Barack Obama's persona has resembled Jackie Robinson's throughout this campaign, but never more so than last night. At many points in last night's debate, while McCain kept lobbing insults in Obama's direction and Obama denied himself the luxury of even a grimace, I couldn't help but think that I was seeing a display of courage and self-discipline that resembled the finest moments of Jackie Robinson's odyssey. Not only did Obama resist the temptation to insult McCain or his running mate, even though both presented extremely tempting targets, he enhanced his own credibility by producing clear, detailed comments on issues ranging from energy, to education, to health care, to abortion. He not only won points with the
American public by addressing matters that were important to them, he rattled McCain so much that he became testy and petulant, raising question about McCain's fitness to lead during a time of grave economic hardship when Americans will be looking for reassurance as well as sound policy decisions.

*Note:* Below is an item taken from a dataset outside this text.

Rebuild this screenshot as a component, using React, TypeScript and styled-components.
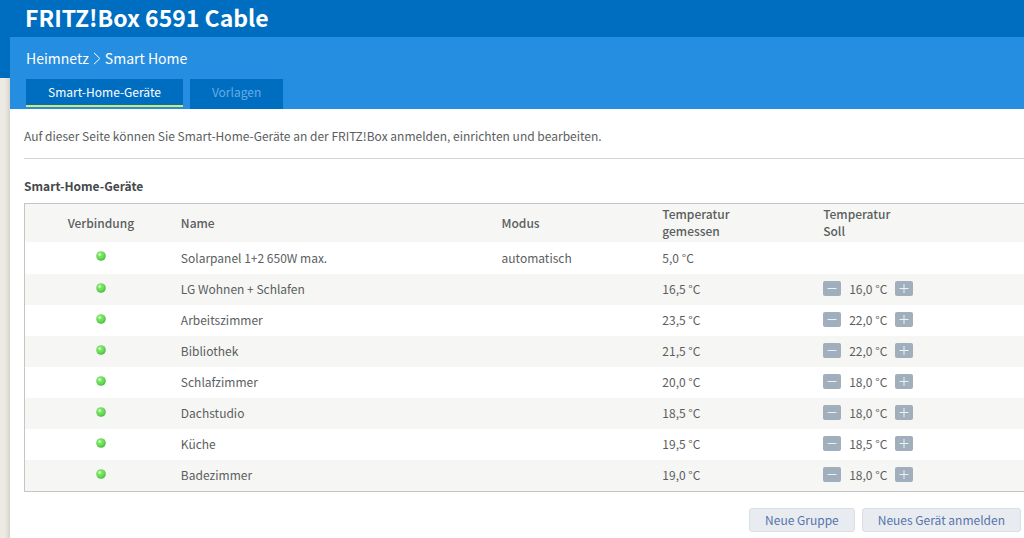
import React, { useState } from 'react';
import styled, { createGlobalStyle } from 'styled-components';

const GlobalStyle = createGlobalStyle`
  *, *::before, *::after { box-sizing: border-box; }
  body {
    margin: 0;
    background: #edeae3;
    color: #5b5e60;
    font-family: "Noto Sans CJK SC", "Open Sans", sans-serif;
    font-size: 12px;
    line-height: 17px;
    overflow-x: hidden;
  }
`;

const Page = styled.div`
  display: flex;
  flex-direction: column;
  min-height: 100vh;
`;

const Masthead = styled.header`
  height: 37px;
  padding: 2px 25px 0;
  background: #006ec0;
`;

const Product = styled.h1`
  margin: 0;
  color: #fff;
  font-size: 23px;
  font-weight: 700;
  line-height: 30px;
`;

const Body = styled.div`
  display: grid;
  grid-template-columns: 10px 1fr;
  flex: 1;
`;

const Gutter = styled.div`
  background: linear-gradient(#006ec0, #006ec0) 0 0 / 100% 41px no-repeat,
    linear-gradient(to right, #edeae3 50%, #d6d3cc);
`;

const Panel = styled.main`
  min-width: 0;
  background: #fff;
`;

const Banner = styled.div`
  display: flex;
  flex-direction: column;
  justify-content: space-between;
  height: 72px;
  padding: 10px 16px 0;
  background: #268ee0;
`;

const Breadcrumb = styled.nav`
  display: flex;
  align-items: center;
  gap: 4px;
  color: #fff;
  font-size: 14px;
  line-height: 22px;
`;

const Crumb = styled.a`
  color: inherit;
  text-decoration: none;
`;

const Tabs = styled.div`
  display: flex;
  align-items: flex-start;
  gap: 7px;
`;

const Tab = styled.button<{ $active?: boolean }>`
  height: ${p => (p.$active ? 28 : 30)}px;
  padding: 0 22px ${p => (p.$active ? 0 : 4)}px;
  border: 0;
  border-bottom: ${p => (p.$active ? '2px solid #d3ea62' : '0')};
  background: #006ec0;
  color: ${p => (p.$active ? '#fff' : '#66ade6')};
  font: inherit;
  line-height: 24px;
`;

const Content = styled.div`
  padding-left: 14px;
`;

const Intro = styled.p`
  margin: 0;
  padding: 17px 0 12px;
  border-bottom: 1px solid #d4d5d5;
  line-height: 20px;
`;

const Heading = styled.h2`
  margin: 17px 0 7px;
  color: #46494b;
  font-size: 12px;
  font-weight: 700;
  line-height: 20px;
`;

const DeviceTable = styled.table`
  width: 100%;
  border: 1px solid #c4c6c6;
  border-right: 0;
  border-spacing: 0;
  table-layout: fixed;
  font-size: 12px;
`;

const Row = styled.tr<{ $height: number }>`
  height: ${p => p.$height}px;
  &:nth-child(even) { background: #f6f6f4; }
  thead & { background: #f6f6f4; }
`;

const HeadCell = styled.th<{ $width: string; $center?: boolean }>`
  width: ${p => p.$width};
  padding: 0 4px 2px;
  font-weight: 500;
  text-align: ${p => (p.$center ? 'center' : 'left')};
`;

const Cell = styled.td<{ $center?: boolean }>`
  padding: 0 4px 2px;
  text-align: ${p => (p.$center ? 'center' : 'left')};
`;

const Lamp = styled.svg`
  display: block;
  margin: 0 auto 2px;
`;

const Stepper = styled.div`
  display: flex;
  align-items: center;
  gap: 8px;
`;

const StepButton = styled.button`
  display: grid;
  place-items: center;
  width: 18px;
  height: 15px;
  padding: 0;
  border: 0;
  border-radius: 2px;
  background: #a0afbb;
  color: #e8f2f9;
`;

const Target = styled.output`
  min-width: 38px;
  text-align: center;
`;

const Actions = styled.div`
  display: flex;
  justify-content: flex-end;
  gap: 7px;
  padding: 16px 3px 6px 0;
`;

const ActionButton = styled.button`
  height: 24px;
  padding: 0 15px;
  border: 1px solid #d9dee3;
  border-radius: 3px;
  background: #e8ecf0;
  color: #5674ac;
  font: inherit;
  line-height: 22px;
`;

type Device = { name: string; mode?: string; measured: string; target?: number };

const devices: Device[] = [
  { name: 'Solarpanel 1+2 650W max.', mode: 'automatisch', measured: '5,0' },
  { name: 'LG Wohnen + Schlafen', measured: '16,5', target: 16 },
  { name: 'Arbeitszimmer', measured: '23,5', target: 22 },
  { name: 'Bibliothek', measured: '21,5', target: 22 },
  { name: 'Schlafzimmer', measured: '20,0', target: 18 },
  { name: 'Dachstudio', measured: '18,5', target: 18 },
  { name: 'Küche', measured: '19,5', target: 18.5 },
  { name: 'Badezimmer', measured: '19,0', target: 18 },
];

function StatusLamp() {
  return (
    <Lamp width="10" height="10" viewBox="0 0 10 10" role="img" aria-label="verbunden">
      <defs>
        <radialGradient id="lamp" cx="0.4" cy="0.35" r="0.65">
          <stop offset="0" stopColor="#8ff076" />
          <stop offset="0.6" stopColor="#6bdc58" />
          <stop offset="1" stopColor="#4fb945" />
        </radialGradient>
      </defs>
      <circle cx="5" cy="5" r="4.8" fill="url(#lamp)" />
      <circle cx="3.7" cy="3.6" r="1.3" fill="#d4ffc8" />
    </Lamp>
  );
}

function StepIcon({ plus }: { plus?: boolean }) {
  return (
    <svg width="10" height="9" viewBox="0 0 10 9" stroke="currentColor" aria-hidden="true">
      <path d={plus ? 'M0.5 4.5H9.5M5 0V9' : 'M0.5 4.5H9.5'} />
    </svg>
  );
}

function TargetControl({ name, initial }: { name: string; initial: number }) {
  const [value, setValue] = useState(initial);
  return (
    <Stepper>
      <StepButton type="button" aria-label={`${name} kälter`} onClick={() => setValue(value - 0.5)}>
        <StepIcon />
      </StepButton>
      <Target>{value.toFixed(1).replace('.', ',')} °C</Target>
      <StepButton type="button" aria-label={`${name} wärmer`} onClick={() => setValue(value + 0.5)}>
        <StepIcon plus />
      </StepButton>
    </Stepper>
  );
}

export default function App() {
  return (
    <Page>
      <GlobalStyle />
      <Masthead>
        <Product>FRITZ!Box 6591 Cable</Product>
      </Masthead>
      <Body>
        <Gutter />
        <Panel>
          <Banner>
            <Breadcrumb aria-label="Pfad">
              <Crumb href="#heimnetz">Heimnetz</Crumb>
              <svg width="8" height="13" viewBox="0 0 8 13" fill="none" stroke="currentColor" aria-hidden="true">
                <path d="M1 0.8L6.8 6.5L1 12.2" />
              </svg>
              <Crumb href="#smarthome">Smart Home</Crumb>
            </Breadcrumb>
            <Tabs>
              <Tab type="button" $active>Smart-Home-Geräte</Tab>
              <Tab type="button">Vorlagen</Tab>
            </Tabs>
          </Banner>
          <Content>
            <Intro>Auf dieser Seite können Sie Smart-Home-Geräte an der FRITZ!Box anmelden, einrichten und bearbeiten.</Intro>
            <Heading>Smart-Home-Geräte</Heading>
            <DeviceTable>
              <thead>
                <Row $height={38}>
                  <HeadCell $width="15.2%" $center>Verbindung</HeadCell>
                  <HeadCell $width="32.1%">Name</HeadCell>
                  <HeadCell $width="16.1%">Modus</HeadCell>
                  <HeadCell $width="16.1%">Temperatur<br />gemessen</HeadCell>
                  <HeadCell $width="20.5%">Temperatur<br />Soll</HeadCell>
                </Row>
              </thead>
              <tbody>
                {devices.map(d => (
                  <Row key={d.name} $height={d.mode ? 32 : 31}>
                    <Cell $center><StatusLamp /></Cell>
                    <Cell>{d.name}</Cell>
                    <Cell>{d.mode}</Cell>
                    <Cell>{d.measured} °C</Cell>
                    <Cell>{d.target !== undefined && <TargetControl name={d.name} initial={d.target} />}</Cell>
                  </Row>
                ))}
              </tbody>
            </DeviceTable>
            <Actions>
              <ActionButton type="button">Neue Gruppe</ActionButton>
              <ActionButton type="button">Neues Gerät anmelden</ActionButton>
            </Actions>
          </Content>
        </Panel>
      </Body>
    </Page>
  );
}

Obama's disciplined performance, and McCain's enraged response, also recalled the different responses of the Black and white communities in Montgomery Alabama to the bus boycott that took place in that city during 1955 and 1956. When leaders of Montgomery's Black community, headed by Rev Martin Luther King Jr, decided to boycott that city's buses till the humiliating treatment of black passengers was ended, and use non violent methods to achieve that goal, Montgomery elected officials, and their supporters in the white community, thought they could crush the movement easily. They tried arresting the boycott's leaders, using economic coercion against its participants, and tying up the movement's assets in expensive lawsuits. When those methods failed, extreme elements in the white community began threatening the lives of movement leaders and bombed the home of Martin Luther King. But King, though fearful for the lives of his loved ones, refused to end the boycott and through the force of both his words and his personal example, kept his followers committed to non-violence, sustaining a movement that lasted over 350 days- without a single violent act by Black boycott supporters-until a federal court finally declared Montgomery bus segregation unconstitutional. This remarkable display of collective discipline by the Black community of an entire city changed the course of American History, setting the stage for the student sit ins, the freedom rides, the Birmingham protests of 1963, and other heroic examples of non-violent direct action which led to the Civil Rights Act of 1964 and the Voting Rights Act of 1965
Last night, as he has done throughout his entire campaign, Barack Obama reclaimed that legacy of heroism and discipline, and made it applicable for our own time. By refusing to let insults and provocations distract him from talking about every important issue he will have to face as President, Obama powerfully enhanced his own claims to leadership while making his opponent seem too angry and small minded for the office he is seeking.
In doing so, he too is changing the course of American History.